**GIVEN REQUEST**
Retype the data that follows line by line, exactly, and leave its pictures out.

[Front-end source files]
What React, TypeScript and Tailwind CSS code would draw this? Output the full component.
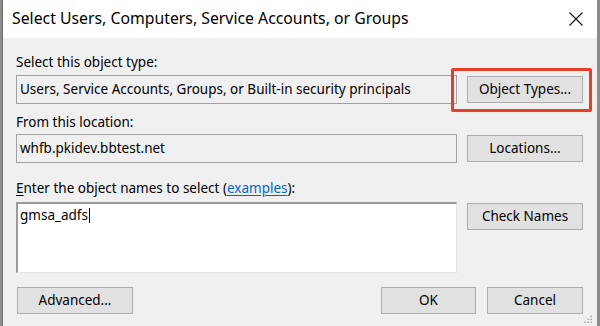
import React from "react";

const font = { fontFamily: '"Noto Sans", "Liberation Sans", sans-serif' };

const Btn = ({ label, w, className = "" }: { label: string; w: string; className?: string }) => (
  <button
    className={`h-[27px] ${w} bg-[#e1e1e1] border border-[#adadad] text-[13.5px] text-black leading-none flex items-center justify-center ${className}`}
  >
    {label}
  </button>
);

export default function App() {
  return (
    <div className="w-[600px] h-[326px] bg-[#8c8c8c] pl-[2px] pr-[3px] flex overflow-hidden" style={font}>
      <div className="flex-1 border-l border-[#6e6e6e] bg-[#f0f0f0] flex flex-col relative">
        {/* Title bar */}
        <div className="h-[38px] bg-white flex items-center pl-[9px] pr-[11px] shrink-0">
          <span className="text-[15.8px] text-black flex-1">
            Select Users, Computers, Service Accounts, or Groups
          </span>
          <svg width="14" height="14" viewBox="0 0 14 14" className="mr-[3px]">
            <path d="M0.5 0.5 L13.5 13.5 M13.5 0.5 L0.5 13.5" stroke="#111" strokeWidth="1.1" fill="none" />
          </svg>
        </div>

        {/* Body */}
        <div className="flex flex-col pl-[13px] pt-[16px] text-[13.5px] text-black">
          <div className="h-[16px] leading-[16px]">Select this object type:</div>
          <div className="flex items-center mt-[5px]">
            <div className="h-[29px] w-[441px] border border-[#a0a0a0] bg-[#f0f0f0] flex items-center pl-[3px] leading-none">
              Users, Service Accounts, Groups, or Built-in security principals
            </div>
            <div className="relative ml-[10px]">
              <Btn label="Object Types..." w="w-[116px]" />
              <span className="absolute -left-[16px] -right-[9px] -top-[8px] -bottom-[9px] border-[3px] border-[#e63e2b] rounded-[2px] pointer-events-none" />
            </div>
          </div>

          <div className="h-[16px] leading-[16px] mt-[10px]">From this location:</div>
          <div className="flex items-center mt-[4px]">
            <div className="h-[29px] w-[441px] border border-[#a0a0a0] bg-[#f0f0f0] flex items-center pl-[3px] leading-none">
              whfb.pkidev.bbtest.net
            </div>
            <Btn label="Locations..." w="w-[116px]" className="ml-[10px]" />
          </div>

          <div className="h-[16px] leading-[16px] mt-[17px]">
            <span className="underline underline-offset-2">E</span>nter the object names to select (
            <span className="text-[#0066cc] underline underline-offset-2">examples</span>):
          </div>
          <div className="flex items-start mt-[6px]">
            <div className="h-[71px] w-[441px] bg-white border-t-2 border-l-2 border-[#9a9a9a] border-r border-b border-r-[#e3e3e3] border-b-[#e3e3e3] pl-[2px] pt-[3px] leading-[16px] flex items-start">
              <span>gmsa_adfs</span>
              <span className="w-px h-[15px] bg-black ml-px mt-px" />
            </div>
            <Btn label="Check Names" w="w-[116px]" className="ml-[10px] mt-px" />
          </div>

          <div className="flex items-center mt-[14px] pr-[14px]">
            <Btn label="Advanced..." w="w-[116px]" className="ml-px h-[26px]" />
            <div className="flex-1" />
            <Btn label="OK" w="w-[95px]" className="h-[26px]" />
            <Btn label="Cancel" w="w-[96px]" className="ml-[11px] h-[26px]" />
          </div>
        </div>

        {/* Resize grip */}
        <svg width="10" height="10" viewBox="0 0 10 10" className="absolute right-[4px] bottom-[2px]">
          {[
            [8, 2],
            [8, 5],
            [5, 5],
            [8, 8],
            [5, 8],
            [2, 8],
          ].map(([x, y], i) => (
            <rect key={i} x={x - 0.5} y={y - 0.5} width="1.5" height="1.5" fill="#a8a8a8" />
          ))}
        </svg>
      </div>
    </div>
  );
}
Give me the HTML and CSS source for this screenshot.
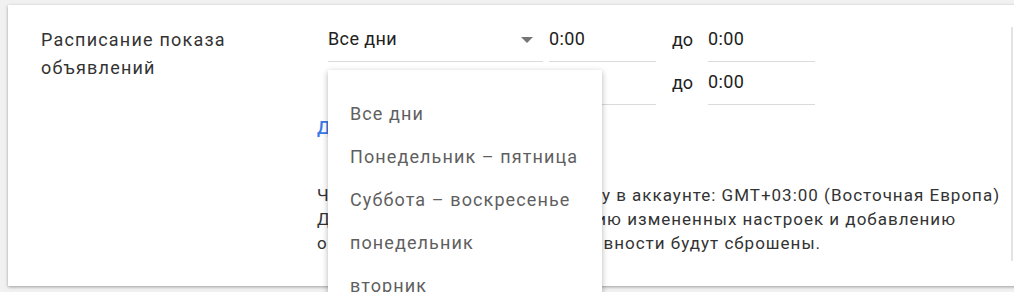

**COMPLETE ANSWER**
What React, TypeScript and Tailwind CSS code would draw this? Output the full component.
import React from "react";

const font = { fontFamily: '"Noto Sans", "Liberation Sans", sans-serif' };

const Btn = ({ label, w, className = "" }: { label: string; w: string; className?: string }) => (
  <button
    className={`h-[27px] ${w} bg-[#e1e1e1] border border-[#adadad] text-[13.5px] text-black leading-none flex items-center justify-center ${className}`}
  >
    {label}
  </button>
);

export default function App() {
  return (
    <div className="w-[600px] h-[326px] bg-[#8c8c8c] pl-[2px] pr-[3px] flex overflow-hidden" style={font}>
      <div className="flex-1 border-l border-[#6e6e6e] bg-[#f0f0f0] flex flex-col relative">
        {/* Title bar */}
        <div className="h-[38px] bg-white flex items-center pl-[9px] pr-[11px] shrink-0">
          <span className="text-[15.8px] text-black flex-1">
            Select Users, Computers, Service Accounts, or Groups
          </span>
          <svg width="14" height="14" viewBox="0 0 14 14" className="mr-[3px]">
            <path d="M0.5 0.5 L13.5 13.5 M13.5 0.5 L0.5 13.5" stroke="#111" strokeWidth="1.1" fill="none" />
          </svg>
        </div>

        {/* Body */}
        <div className="flex flex-col pl-[13px] pt-[16px] text-[13.5px] text-black">
          <div className="h-[16px] leading-[16px]">Select this object type:</div>
          <div className="flex items-center mt-[5px]">
            <div className="h-[29px] w-[441px] border border-[#a0a0a0] bg-[#f0f0f0] flex items-center pl-[3px] leading-none">
              Users, Service Accounts, Groups, or Built-in security principals
            </div>
            <div className="relative ml-[10px]">
              <Btn label="Object Types..." w="w-[116px]" />
              <span className="absolute -left-[16px] -right-[9px] -top-[8px] -bottom-[9px] border-[3px] border-[#e63e2b] rounded-[2px] pointer-events-none" />
            </div>
          </div>

          <div className="h-[16px] leading-[16px] mt-[10px]">From this location:</div>
          <div className="flex items-center mt-[4px]">
            <div className="h-[29px] w-[441px] border border-[#a0a0a0] bg-[#f0f0f0] flex items-center pl-[3px] leading-none">
              whfb.pkidev.bbtest.net
            </div>
            <Btn label="Locations..." w="w-[116px]" className="ml-[10px]" />
          </div>

          <div className="h-[16px] leading-[16px] mt-[17px]">
            <span className="underline underline-offset-2">E</span>nter the object names to select (
            <span className="text-[#0066cc] underline underline-offset-2">examples</span>):
          </div>
          <div className="flex items-start mt-[6px]">
            <div className="h-[71px] w-[441px] bg-white border-t-2 border-l-2 border-[#9a9a9a] border-r border-b border-r-[#e3e3e3] border-b-[#e3e3e3] pl-[2px] pt-[3px] leading-[16px] flex items-start">
              <span>gmsa_adfs</span>
              <span className="w-px h-[15px] bg-black ml-px mt-px" />
            </div>
            <Btn label="Check Names" w="w-[116px]" className="ml-[10px] mt-px" />
          </div>

          <div className="flex items-center mt-[14px] pr-[14px]">
            <Btn label="Advanced..." w="w-[116px]" className="ml-px h-[26px]" />
            <div className="flex-1" />
            <Btn label="OK" w="w-[95px]" className="h-[26px]" />
            <Btn label="Cancel" w="w-[96px]" className="ml-[11px] h-[26px]" />
          </div>
        </div>

        {/* Resize grip */}
        <svg width="10" height="10" viewBox="0 0 10 10" className="absolute right-[4px] bottom-[2px]">
          {[
            [8, 2],
            [8, 5],
            [5, 5],
            [8, 8],
            [5, 8],
            [2, 8],
          ].map(([x, y], i) => (
            <rect key={i} x={x - 0.5} y={y - 0.5} width="1.5" height="1.5" fill="#a8a8a8" />
          ))}
        </svg>
      </div>
    </div>
  );
}
Give me the HTML and CSS source for this screenshot.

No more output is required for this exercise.